= Risk-need-responsivity model =

Criminological risk assessment model

The risk-needs-responsivity (RNR) model is used in criminology to develop recommendations for how prisoners should be assessed based on the risk they present, the programs or services they require, and the types of environments in which they should be placed in to reduce recidivism. It was first proposed in 1990 based on the research conducted in the 1960s and 70s by Lee Sechrest, Ted Palmer, and other researchers on classifications of offender treatments. The model was primarily developed by Canadian researchers James Bonta, Donald A. Andrews, and Paul Gendreau.

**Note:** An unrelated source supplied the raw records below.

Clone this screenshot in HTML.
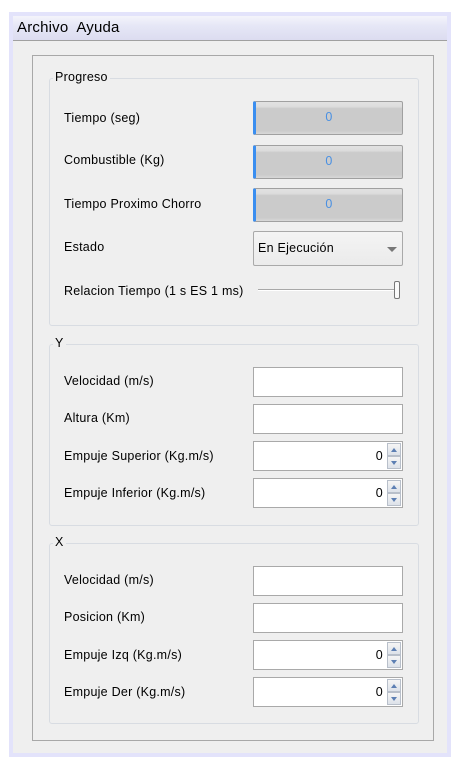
<!DOCTYPE html>
<html><head><meta charset="utf-8"><style>
*{margin:0;padding:0;box-sizing:border-box}
body{width:460px;height:769px;background:#fff;position:relative;overflow:hidden;font-family:"Liberation Sans","DejaVu Sans",sans-serif;font-size:12.5px;letter-spacing:0.25px;color:#000}
.a{position:absolute}
.outer{left:9px;top:12px;width:442px;height:745px;background:#e3e3fb}
.win{left:13px;top:16px;width:434px;height:737px;background:#efefef}
.menu{left:13px;top:16px;width:434px;height:25px;background:linear-gradient(#f4f4fb,#e6e7f6 40%,#dcdcf0);border-bottom:1px solid #a0a0a0;font-size:15px;letter-spacing:0.2px;padding:3px 0 0 4px}
.frame{left:32px;top:55px;width:402px;height:686px;border:1px solid #a8a8a8}
.grp{border:1px solid #d8dce2;border-radius:3px}
.gt{background:#efefef;padding:0 2px}
.lbl{left:64px}
.gray{left:253px;width:150px;height:34px;border:1px solid #a0a0a0;border-left:3px solid #3a8ef0;border-radius:2px;background:linear-gradient(#e2e2e2,#dcdcdc 15%,#cbcbcb 20%,#cbcbcb 90%,#d8d8d8);color:#4a90e2;text-align:center;line-height:31px}
.inp{left:253px;width:150px;height:30px;border:1px solid #a9a9a9;background:#fff}
.spin{text-align:right;padding-right:19px;line-height:28px}
.sb{position:absolute;right:1px;width:14px;height:13px;background:linear-gradient(#f5f5f5,#dde2ea);border:1px solid #b8bfca}
.sb.u{top:1px}.sb.d{top:14px}
.sb:after{content:"";position:absolute;left:3px;border-left:3.5px solid transparent;border-right:3.5px solid transparent}
.sb.u:after{top:4px;border-bottom:4px solid #5d7fb3}
.sb.d:after{top:4px;border-top:4px solid #5d7fb3}
</style></head><body>
<div class="a outer"></div>
<div class="a win"></div>
<div class="a menu">Archivo&nbsp; Ayuda</div>
<div class="a frame"></div>

<div class="a grp" style="left:49px;top:78px;width:370px;height:248px"></div>
<div class="a gt" style="left:53px;top:70px">Progreso</div>
<div class="a lbl" style="top:111px">Tiempo (seg)</div>
<div class="a gray" style="top:101px">0</div>
<div class="a lbl" style="top:153px">Combustible (Kg)</div>
<div class="a gray" style="top:145px">0</div>
<div class="a lbl" style="top:197px">Tiempo Proximo Chorro</div>
<div class="a gray" style="top:188px">0</div>
<div class="a lbl" style="top:240px">Estado</div>
<div class="a" style="left:253px;top:231px;width:150px;height:35px;border:1px solid #a9a9a9;border-radius:2px;background:linear-gradient(#f4f4f4,#ebebeb);padding:9px 0 0 4px">En Ejecución<div class="a" style="right:5px;top:15px;border-left:5px solid transparent;border-right:5px solid transparent;border-top:5px solid #777"></div></div>
<div class="a lbl" style="top:284px">Relacion Tiempo (1 s ES 1 ms)</div>
<div class="a" style="left:258px;top:289px;width:138px;height:2px;border-top:1px solid #a8a8a8;border-bottom:1px solid #fff"></div>
<div class="a" style="left:394px;top:281px;width:6px;height:18px;border:1px solid #777;border-radius:2px;background:#fafafa"></div>

<div class="a grp" style="left:49px;top:344px;width:370px;height:182px"></div>
<div class="a gt" style="left:53px;top:336px">Y</div>
<div class="a lbl" style="top:374px">Velocidad (m/s)</div>
<div class="a inp" style="top:367px"></div>
<div class="a lbl" style="top:411px">Altura (Km)</div>
<div class="a inp" style="top:404px"></div>
<div class="a lbl" style="top:449px">Empuje Superior (Kg.m/s)</div>
<div class="a inp spin" style="top:441px">0<div class="sb u"></div><div class="sb d"></div></div>
<div class="a lbl" style="top:486px">Empuje Inferior (Kg.m/s)</div>
<div class="a inp spin" style="top:478px">0<div class="sb u"></div><div class="sb d"></div></div>

<div class="a grp" style="left:49px;top:543px;width:370px;height:181px"></div>
<div class="a gt" style="left:53px;top:535px">X</div>
<div class="a lbl" style="top:573px">Velocidad (m/s)</div>
<div class="a inp" style="top:566px"></div>
<div class="a lbl" style="top:610px">Posicion (Km)</div>
<div class="a inp" style="top:603px"></div>
<div class="a lbl" style="top:648px">Empuje Izq (Kg.m/s)</div>
<div class="a inp spin" style="top:640px">0<div class="sb u"></div><div class="sb d"></div></div>
<div class="a lbl" style="top:685px">Empuje Der (Kg.m/s)</div>
<div class="a inp spin" style="top:677px">0<div class="sb u"></div><div class="sb d"></div></div>
</body></html>
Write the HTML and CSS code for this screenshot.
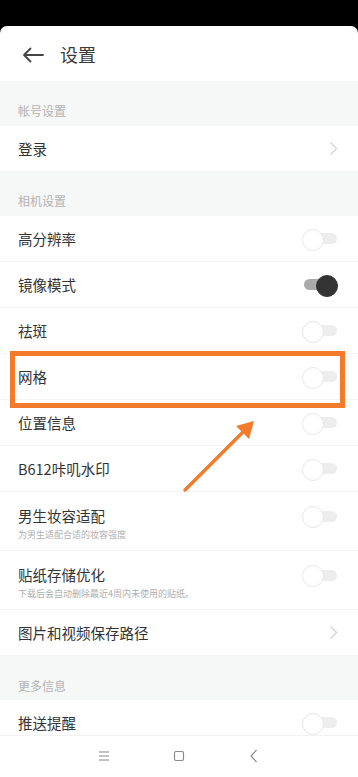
FILE: index.html
```html
<!DOCTYPE html>
<html lang="zh">
<head>
<meta charset="utf-8">
<title>设置</title>
<link rel="stylesheet" href="styles.css">
</head>
<body>
<div class="phone">
  <div class="statusbar"></div>
  <div class="app">
    <header class="topbar">
      <svg class="back" width="22" height="16" viewBox="0 0 22 16"><path d="M21 8H2M8.5 1.5L2 8l6.5 6.5" fill="none" stroke="#444" stroke-width="1.8" stroke-linecap="round" stroke-linejoin="round"/></svg>
      <h1 class="title">设置</h1>
    </header>
    <main class="list">
      <div class="section">帐号设置</div>
      <div class="row"><span class="label">登录</span><svg class="chev" width="9" height="15" viewBox="0 0 9 15"><path d="M1.5 1.5L7.5 7.5L1.5 13.5" fill="none" stroke="#d4d4d4" stroke-width="1.3"/></svg></div>
      <div class="section s2">相机设置</div>
      <div class="row"><span class="label">高分辨率</span><span class="toggle"></span></div>
      <div class="row"><span class="label">镜像模式</span><span class="toggle on"></span></div>
      <div class="row"><span class="label">祛斑</span><span class="toggle"></span></div>
      <div class="row"><span class="label">网格</span><span class="toggle"></span></div>
      <div class="row"><span class="label">位置信息</span><span class="toggle"></span></div>
      <div class="row"><span class="label">B612咔叽水印</span><span class="toggle"></span></div>
      <div class="row tall"><div class="texts"><span class="label">男生妆容适配</span><span class="sub">为男生适配合适的妆容强度</span></div><span class="toggle"></span></div>
      <div class="row tall"><div class="texts"><span class="label">贴纸存储优化</span><span class="sub">下载后会自动删除最近4周内未使用的贴纸。</span></div><span class="toggle"></span></div>
      <div class="row"><span class="label">图片和视频保存路径</span><svg class="chev" width="9" height="15" viewBox="0 0 9 15"><path d="M1.5 1.5L7.5 7.5L1.5 13.5" fill="none" stroke="#d4d4d4" stroke-width="1.3"/></svg></div>
      <div class="section s3">更多信息</div>
      <div class="row"><span class="label">推送提醒</span><span class="toggle"></span></div>
    </main>
    <nav class="navbar">
      <svg width="20" height="14" viewBox="0 0 20 14"><path d="M5 3h10M5 7h10M5 11h10" stroke="#8a8a8a" stroke-width="1.1"/></svg>
      <svg width="20" height="14" viewBox="0 0 20 14"><rect x="5.5" y="2.5" width="9" height="9" rx="1.5" fill="none" stroke="#8a8a8a" stroke-width="1.2"/></svg>
      <svg width="20" height="14" viewBox="0 0 20 14"><path d="M12.5 1L7 7l5.5 6" fill="none" stroke="#8a8a8a" stroke-width="1.2"/></svg>
    </nav>
  </div>
</div>
<div class="highlight"></div>
<svg class="arrow" width="358" height="777" viewBox="0 0 358 777"><line x1="185" y1="490" x2="243" y2="432" stroke="#f47a2c" stroke-width="3.5" stroke-linecap="round"/><polygon points="254,421 236,426 249,439" fill="#f47a2c"/></svg>
</body>
</html>
```
FILE: styles.css
```css
* { box-sizing: border-box; }
html, body { margin: 0; padding: 0; }
body {
  width: 358px;
  height: 777px;
  overflow: hidden;
  background: #000;
  font-family: "Noto Sans CJK SC", "Noto Sans", sans-serif;
  color: #333;
  position: relative;
}
.phone {
  height: 777px;
  display: flex;
  flex-direction: column;
}
.statusbar {
  height: 26px;
  background: #000;
  flex: none;
}
.app {
  flex: 1;
  background: #fff;
  border-radius: 7px 7px 0 0;
  display: flex;
  flex-direction: column;
  overflow: hidden;
}
.topbar {
  height: 55px;
  flex: none;
  display: flex;
  align-items: center;
  padding-left: 22px;
}
.back { margin-right: 16px; margin-top: 2px; }
.title {
  margin: 0;
  font-size: 18px;
  font-weight: 400;
  color: #3a3a3a;
  line-height: 20px;
}
.list {
  flex: 1;
  overflow: hidden;
}
.section {
  height: 45px;
  background: #f6f7f7;
  padding: 22px 0 0 18px;
  font-size: 12px;
  line-height: 16px;
  color: #b3b3b3;
}
.section.s2 { height: 44px; padding-top: 21px; }
.section.s3 { height: 44px; padding-top: 22px; }
.row {
  height: 46px;
  display: flex;
  align-items: center;
  justify-content: space-between;
  padding: 0 20px 0 18px;
  border-bottom: 1px solid #f3f3f3;
}
.label {
  font-size: 14.5px;
  line-height: 20px;
  color: #333;
}
.row.tall {
  height: 59px;
  align-items: flex-start;
  padding-top: 14px;
}
.texts { display: flex; flex-direction: column; }
.sub {
  font-size: 9px;
  line-height: 12px;
  margin-top: 3px;
  color: #b0b0b0;
  white-space: nowrap;
}
.row.tall .toggle { margin-top: 0; }
.chev { margin-right: 0; }
.toggle {
  position: relative;
  width: 36px;
  height: 20px;
  flex: none;
}
.toggle::before {
  content: "";
  position: absolute;
  left: 2px;
  right: 1px;
  top: 4.5px;
  height: 11px;
  border-radius: 6px;
  background: #ededed;
}
.toggle::after {
  content: "";
  position: absolute;
  left: 0;
  top: 0;
  width: 20px;
  height: 20px;
  border-radius: 50%;
  background: #fff;
  border: 1.5px solid #e8e8e8;
}
.toggle.on::before { background: #ababab; right: 4px; }
.toggle.on::after {
  left: auto;
  right: 0;
  background: #333;
  border-color: #333;
}
.navbar {
  height: 42px;
  flex: none;
  background: #fff;
  border-top: 1px solid #f2f2f2;
  display: flex;
  justify-content: center;
  align-items: center;
  gap: 55px;
  padding-bottom: 2px;
}
.highlight {
  position: absolute;
  left: 10px;
  top: 351px;
  width: 335px;
  height: 57px;
  border: 5px solid #f47a2c;
}
.arrow {
  position: absolute;
  left: 0;
  top: 0;
  pointer-events: none;
}
```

It is considered the best existing model for determining offender treatment, and some of the best risk-assessment tools used on offenders are based on it.

==Core principles==
According to the model, there are three main principles that should guide interventions for helping offenders reduce involvement in crime:

1. Risk principle: Offenders differ in their risk of recidivism, therefore different kinds of interventions are appropriate. Complex (and expensive) interventions may be unreasonable when the risk is low. On the other hand, for high-risk offenders intensive interventions are likely necessary to induce any kind of change.
2. Need principle: Every offender naturally has their own dynamic risk factors or criminogenic needs. When changed, they predict changes in reoffending rates. Therefore, interventions should target these individual needs for the best results.
3. Responsivity principle: Thirdly, different modes of intervention differ in their effectiveness of reducing recidivism. Generally, behavioural and cognitive-behavioural interventions are preferred. There is also an interaction with attributes of the offender: depending on e.g. age, gender, cognitive abilities or motivation different kinds of interventions are indicated.